The street number of "The Tate House," where Sharon Tate Polanski and four others were brutally murdered on August 8, 1969, does not appear even after a half-hours search.  I finally decide to interview neighbors about the effect of the murders on their lives.

The answer comes from the loud barking dogs in every hallway and the alarm-system warning signs on each front door.  Nobody answers doorbells, even at those houses where piano playing and walking noises can be heard as I approach.  At last, a woman agrees to come to her window and point out the way to The House.  I trudge up a private road hidden by a corner, but once there can't figure out how to inform the inhabitants of my arrival.  A tall electric barbed-wire fence separates me from the building; for several minutes only the birds and the trees know that I'm there.

Then I find a telephone on a post behind some trees, pick up the receiver, and hear a loud male voice say "Well..."

I explain.

"So you're doing a story on this house," he replies.  "Why do you want to drum up old memories?  I have a lot of money invested in this home.  I've lost a lot.  I used to rent it out, but now I can't."

Another phone rings in the background and he's asking me to hold on.  When he returns, he says that he will not let me in, even though I sound like a songwriter friend of his.

The man never gives his name, but he does say that he has taken no additional security precautions since the day Manson's minions allegedly preformed their acts on Sharon Tate and her companions.
"What you see is what we've always had.  If you hadn't picked up the phone, I'd never had known you were there.  We did buy a dog, though.  If he attacks you, run into the car."
He takes a sip of something, thanks someone by kissing him or her, and continues:
"Yeah, I've owned this place all along.  This is a fucking private home, see, and I don't want it to be a museum.  They call it 'the house on the hill' now, don't they?  That's because of asshole Roman Polanski, you can quote me on that."
I ask him what he means , but he doesn't explain.  I try a question about how the neighbors have taken it all.
"Listen I don't even know my neighbors.  Try talking to them," he says.  Our conversation is obviously ending, and again I ask to see the house.  This time I am refused with a somewhat intriguing signoff:
"I have to go.  Just say that this is a house of love... In fact, if you want to make love, jump the fence."
I demur.  Driving away, I notice that the fence is 20 to 25 feet high and extends all the way up the steep hill.

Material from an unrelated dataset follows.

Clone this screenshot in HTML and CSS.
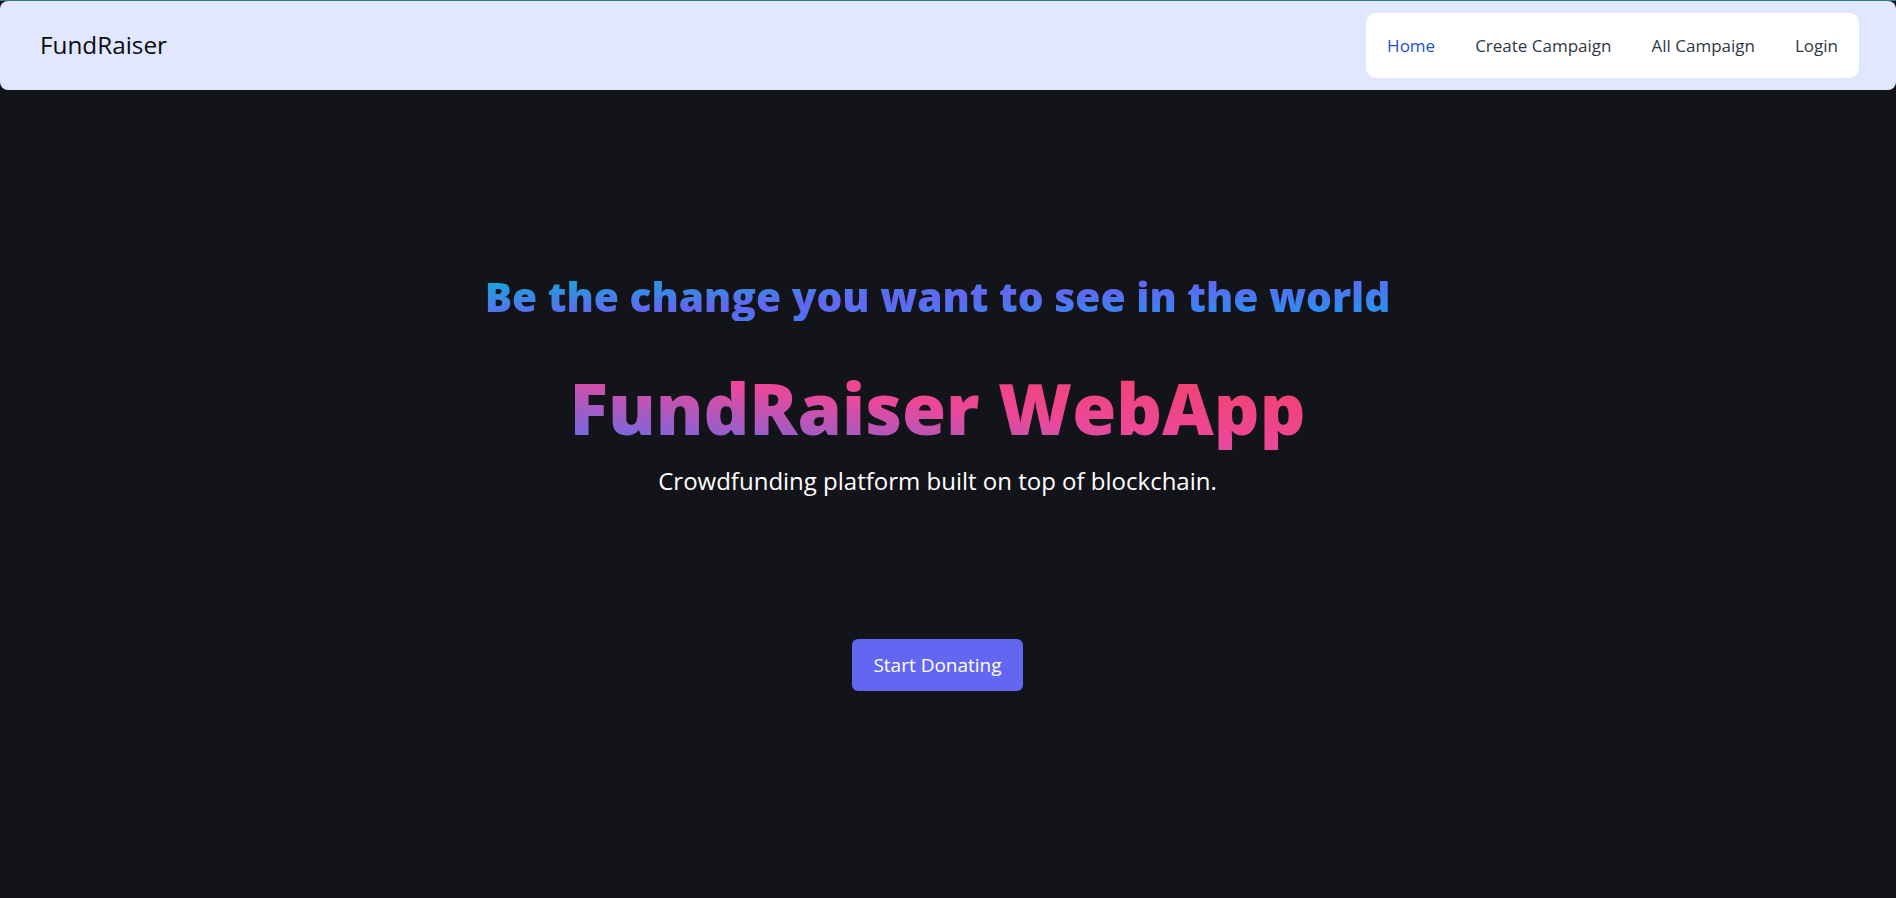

Sunset Strip- the Whiskey-A-Go-Go, Dick Clark Productions, dozens of poster shops.  I visit a real estate agency, where a stately lady at the front desk tells me that I probably spoke to a talent agent, who she says owns the house with a fellow agent.
Near an out-of-business hot-dog stand once called "The Watergate," I find a phone booth and set out to reach somebody connected with the Spahn Movie Ranch, where Manson and his clan had lived.  The ranch, located in nearby Chatsworth, had burned two years ago, but my first dime gets me Terrie Spahn, the 20-year old granddaughter of former ranch owner George Spahn. 
Terrie Spahn says that her grandfather is now 87, blind, and not thinking too clearly.  When the fire hit the ranch- and several nearby miles of Chatsworth- her grandfather disappeared to someplace in Oregon.  "He was almost dead because no one was feeding him there, and he had lost 12 of his best horses in that fire. 
"Some of the girls still call him here sometimes, trying to reach him.  You know, almost 30 people lived there at the time, and most of them weren't involved.  Mostly the girls would take care of grandpa, and he liked that because he couldn't take care of himself and he's a dirty old man.  Of course he couldn't see what was going on because he's blind.
"I used to go up there and give them clothes I didn't want any more.  They were always real nice to me."  Terrie herself was just married at the time of the murders, working as a hairdresser.  When her husband died a while ago, she started using her maiden name again.
I ask if she thinks Manson's people committed the murders.  "I guess they were the ones," she says.